Editor’s note: Startland News is exploring a few of the most impactful quotes from speakers at Friday’s TEDxKC event at the Kauffman Center for the Performing Arts.
“We can be persuaded by what we see, even though we know it’s fake.”
— Robert Hernandez
Prepare for disruption like you’ve never seen before, Robert Hernandez warned media consumers at TEDxKC.
“The Internet, and all things digital, brought a wave of disruption that essentially challenges nearly every aspect of what we do,” said Hernandez, an associate professor specializing in web journalism solutions at the University of Southern California’s Annenberg School for Communication and Journalism.
That wave brings new opportunities and story forms, empowering students to inform their communities by hijacking emerging technology, he said.
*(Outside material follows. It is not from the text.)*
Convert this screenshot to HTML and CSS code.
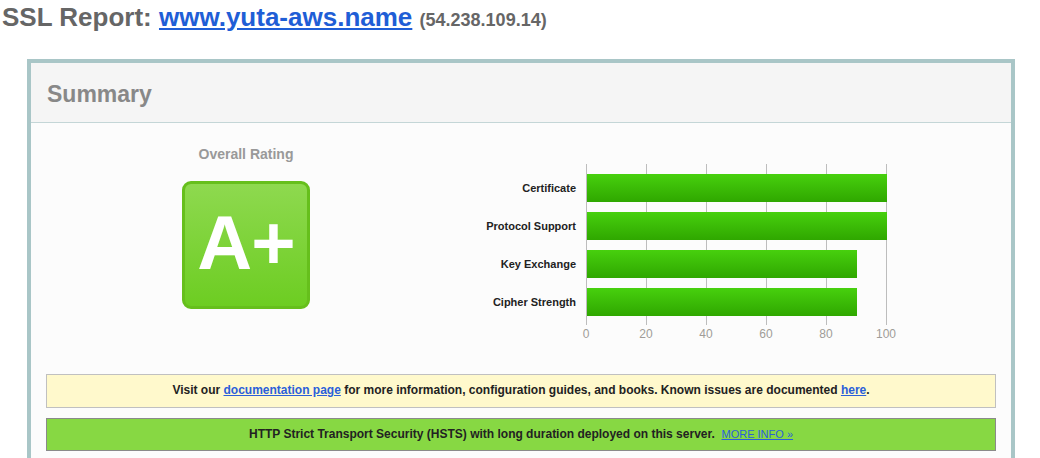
FILE: index.html
```html
<!DOCTYPE html>
<html>
<head>
<meta charset="utf-8">
<link rel="stylesheet" href="styles.css">
</head>
<body>
<h1 class="title">SSL Report: <a href="#" class="host">www.yuta-aws.name</a> <span class="ip">(54.238.109.14)</span></h1>
<div class="frame">
  <div class="frame-head">Summary</div>
  <div class="frame-body">
    <div class="summary-main">
      <div class="rating-col">
        <div class="rating-label">Overall Rating</div>
        <div class="grade">A+</div>
      </div>
      <div class="chart">
        <div class="chart-rows">
          <div class="labels">
            <div class="label">Certificate</div>
            <div class="label">Protocol Support</div>
            <div class="label">Key Exchange</div>
            <div class="label">Cipher Strength</div>
          </div>
          <div class="plot">
            <div class="bar" style="width:300px"></div>
            <div class="bar" style="width:300px"></div>
            <div class="bar" style="width:270px"></div>
            <div class="bar" style="width:270px"></div>
          </div>
        </div>
        <div class="axis">
          <span>0</span><span>20</span><span>40</span><span>60</span><span>80</span><span>100</span>
        </div>
      </div>
    </div>
    <div class="notice notice-info">Visit our <a href="#">documentation page</a> for more information, configuration guides, and books. Known issues are documented <a href="#">here</a>.</div>
    <div class="notice notice-good">HTTP Strict Transport Security (HSTS) with long duration deployed on this server. &nbsp;<a href="#" class="more">MORE INFO »</a></div>
  </div>
</div>
</body>
</html>
```
FILE: styles.css
```css
html, body {
  margin: 0;
  padding: 0;
  background: #ffffff;
  font-family: "Liberation Sans", Arial, sans-serif;
}
.title {
  margin: 0;
  padding: 3px 0 0 2px;
  height: 55px;
  box-sizing: border-box;
  font-size: 26px;
  font-weight: bold;
  color: #666666;
  line-height: 28px;
}
.host {
  color: #1f5ed6;
  text-decoration: underline;
}
.ip {
  font-size: 18px;
  color: #666666;
}
.frame {
  margin: 4px 0 0 27px;
  width: 988px;
  box-sizing: border-box;
  border: 4px solid #a9c6c7;
  border-bottom: none;
  height: 400px;
  background: #fcfcfc;
}
.frame-head {
  height: 59px;
  border-bottom: 1px solid #c4d6d7;
  background: #f5f5f5;
  font-size: 23px;
  font-weight: bold;
  color: #888888;
  line-height: 62px;
  padding-left: 16px;
}
.frame-body {
  padding: 0 15px;
}
.summary-main {
  display: flex;
  height: 251px;
  margin: 0 -15px;
}
.rating-col {
  width: 430px;
  display: flex;
  flex-direction: column;
  align-items: center;
}
.rating-label {
  margin-top: 23px;
  font-size: 14px;
  font-weight: bold;
  color: #999999;
  line-height: 17px;
}
.grade {
  margin-top: 18px;
  width: 128px;
  height: 128px;
  box-sizing: border-box;
  border: 3px solid #66bf1c;
  border-radius: 9px;
  background: linear-gradient(#8ed94f, #6dcd22);
  color: #ffffff;
  font-size: 76px;
  font-weight: bold;
  line-height: 118px;
  text-align: center;
  letter-spacing: -1px;
}
.chart {
  margin-top: 41px;
}
.chart-rows {
  display: flex;
}
.labels {
  width: 115px;
  margin-right: 10px;
  padding-top: 10px;
  display: flex;
  flex-direction: column;
  gap: 10px;
}
.label {
  height: 28px;
  line-height: 28px;
  text-align: right;
  font-size: 11px;
  font-weight: bold;
  color: #222222;
  white-space: nowrap;
}
.plot {
  width: 301px;
  height: 161px;
  box-sizing: border-box;
  padding-top: 10px;
  display: flex;
  flex-direction: column;
  gap: 10px;
  background: repeating-linear-gradient(to right, #bdbdbd 0, #bdbdbd 1px, transparent 1px, transparent 60px);
}
.bar {
  height: 28px;
  margin-left: 1px;
  background: linear-gradient(#47d00e, #2fa700);
}
.axis {
  display: flex;
  margin-left: 95px;
  margin-top: 2px;
}
.axis span {
  width: 60px;
  text-align: center;
  font-size: 12px;
  color: #a09c98;
  line-height: 14px;
}
.notice {
  box-sizing: border-box;
  height: 34px;
  line-height: 31px;
  text-align: center;
  font-size: 12px;
  font-weight: bold;
  color: #222222;
}
.notice a {
  color: #2b5fd9;
}
.notice-info {
  background: #fff9cc;
  border: 1px solid #c0c0c0;
}
.notice-good {
  margin-top: 10px;
  height: 33px;
  line-height: 31px;
  background: #87d843;
  border: 1px solid #8a8a8a;
}
.more {
  font-size: 11px;
  font-weight: normal;
}
```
“By paper, by pixels, broadcast or broadband, journalism needs to remain relevant in how it reaches and informs the diverse communities it aims to serve,” Hernandez said. “Accurately informing by any ethical means necessary.”
But while technology like virtual reality is beginning to fulfill its promise and be used by journalists for immersive storytelling, they aren’t the only ones hijacking it to spread messages online.
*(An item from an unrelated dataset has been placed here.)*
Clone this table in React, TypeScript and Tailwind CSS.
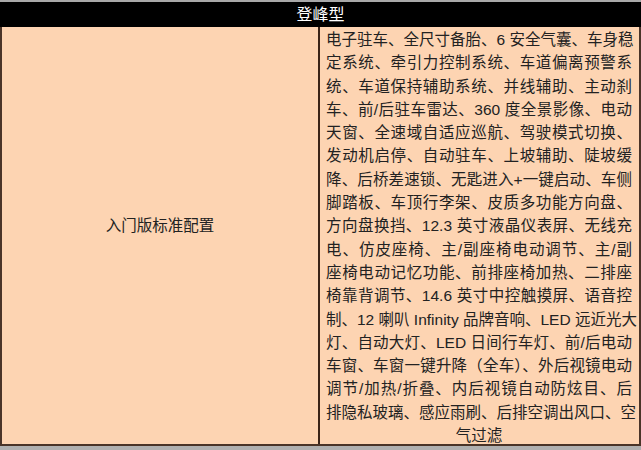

Hernandez cited fake video footage of President Obama speaking, with advance technology having analyzed his speaking patterns and produced video and audio of him making comments he didn’t actually say. Princeton University researchers also used Adobe technology to demo a “Photoshop for audio” that allows for realistic speech manipulation, Hernandez said.
“We live in the future. I want you take a moment to acknowledge how difficult it is to distinguish what is real in this mind-boggling future,” he said. “Right now, misinformation is being deployed, even weaponized, for profit, for power, or simply to troll.”
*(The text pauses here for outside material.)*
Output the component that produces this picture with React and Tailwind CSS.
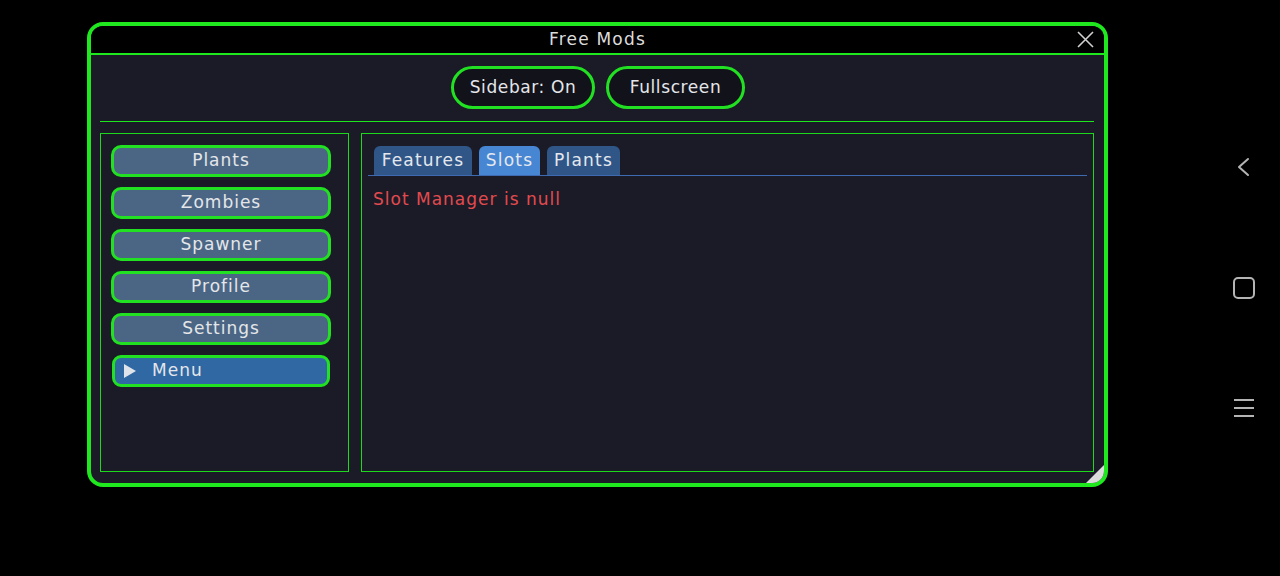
import React from "react";

const font = { fontFamily: "'DejaVu Sans', Verdana, sans-serif" };

function SideButton({ label }) {
  return (
    <div className="flex h-[32px] w-[220px] items-center justify-center rounded-[10px] border-[3px] border-[#22e022] bg-[#4b6684] text-[17px] tracking-[1px] text-[#e4e6ea]">
      {label}
    </div>
  );
}

function Tab({ label, active, width }) {
  return (
    <div
      className={
        "flex h-[29px] items-center justify-center rounded-t-[6px] text-[17px] tracking-[1.2px] text-[#e4e8ee] " +
        width +
        (active ? " bg-[#4686d2]" : " bg-[#2f5687]")
      }
    >
      {label}
    </div>
  );
}

export default function App() {
  return (
    <div className="relative flex h-[576px] w-[1280px] bg-black" style={font}>
      {/* mod window */}
      <div className="relative ml-[87px] mt-[22px] flex h-[465px] w-[1021px] flex-col overflow-hidden rounded-[16px] border-[4px] border-[#1fe81f] bg-[#1a1b26]">
        {/* title bar */}
        <div className="relative flex h-[29px] shrink-0 items-center justify-center border-b-[2px] border-[#1fe81f] bg-black">
          <span className="text-[17px] tracking-[1.2px] text-[#dcdcdc]">Free Mods</span>
          <svg className="absolute right-[10px] top-[5px]" width="17" height="17" viewBox="0 0 17 17">
            <path d="M1 1 L16 16 M16 1 L1 16" stroke="#d0d0d0" strokeWidth="1.6" />
          </svg>
        </div>

        {/* body */}
        <div className="flex flex-1 flex-col pb-[11px] pl-[9px] pr-[10px] pt-[11px]">
          <div className="flex justify-center gap-[11px] pl-[2px]">
            <div className="flex h-[43px] w-[144px] items-center justify-center rounded-full border-[3px] border-[#22e022] bg-[#12131a] text-[17px] tracking-[0.6px] text-[#e4e6ea]">
              Sidebar: On
            </div>
            <div className="flex h-[43px] w-[139px] items-center justify-center rounded-full border-[3px] border-[#22e022] bg-[#12131a] text-[17px] tracking-[0.6px] text-[#e4e6ea]">
              Fullscreen
            </div>
          </div>

          <div className="mt-[12px] h-px bg-[#1ee61e]" />

          <div className="mt-[11px] flex flex-1 gap-[12px]">
            {/* sidebar */}
            <div className="flex w-[249px] flex-col gap-[10px] border border-[#1ed81e] pl-[10px] pt-[11px]">
              <SideButton label="Plants" />
              <SideButton label="Zombies" />
              <SideButton label="Spawner" />
              <SideButton label="Profile" />
              <SideButton label="Settings" />
              <div className="ml-px flex h-[32px] w-[218px] items-center gap-[16px] rounded-[9px] border-[3px] border-[#22e022] bg-[#2f68a3] pl-[8px] text-[17px] tracking-[1px] text-[#e4e6ea]">
                <svg width="13" height="14" viewBox="0 0 13 14">
                  <path d="M1 0 L13 7 L1 14 Z" fill="#dfe3ea" />
                </svg>
                <span>Menu</span>
              </div>
            </div>

            {/* content */}
            <div className="flex flex-1 flex-col border border-[#1ed81e] px-[6px] pt-[12px]">
              <div className="flex gap-[7px] border-b border-[#3d6ab0] pl-[6px]">
                <Tab label="Features" width="w-[98px]" />
                <Tab label="Slots" width="w-[61px]" active />
                <Tab label="Plants" width="w-[73px]" />
              </div>
              <div className="mt-[11px] pl-[5px] text-[17px] tracking-[1px] text-[#e24a4f]">
                Slot Manager is null
              </div>
            </div>
          </div>
        </div>

        {/* resize grip */}
        <svg className="absolute bottom-0 right-0" width="18" height="18" viewBox="0 0 18 18">
          <path d="M18 0 L18 18 L0 18 Z" fill="#dcdcdc" />
        </svg>
      </div>

      {/* system navigation */}
      <div className="ml-auto mr-[24px] flex w-[24px] flex-col items-center pt-[155px]">
        <svg width="24" height="24" viewBox="0 0 24 24">
          <path d="M16 4 L7 12 L16 20" fill="none" stroke="#b4b4b4" strokeWidth="2" strokeLinecap="round" strokeLinejoin="round" />
        </svg>
        <svg className="mt-[97px]" width="24" height="24" viewBox="0 0 24 24">
          <rect x="2" y="2" width="20" height="20" rx="4" fill="none" stroke="#b4b4b4" strokeWidth="2" />
        </svg>
        <svg className="mt-[96px]" width="24" height="24" viewBox="0 0 24 24">
          <path d="M2 4 H22 M2 12 H22 M2 20 H22" stroke="#b4b4b4" strokeWidth="2.2" />
        </svg>
      </div>
    </div>
  );
}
So what happens when — not if — this technology goes mainstream, and people use it for misinformation and propaganda?
“If this disruption is like any before it, it’s not going to stop. We’re not going back,” Hernandez said. “This next wave can change the world as we know it.”
Today’s media environment requires credible journalists held to a high ethical standard, and who can be trusted to fight for media consumers, he said.
In turn, those viewing media also must take responsibility as critical consumers.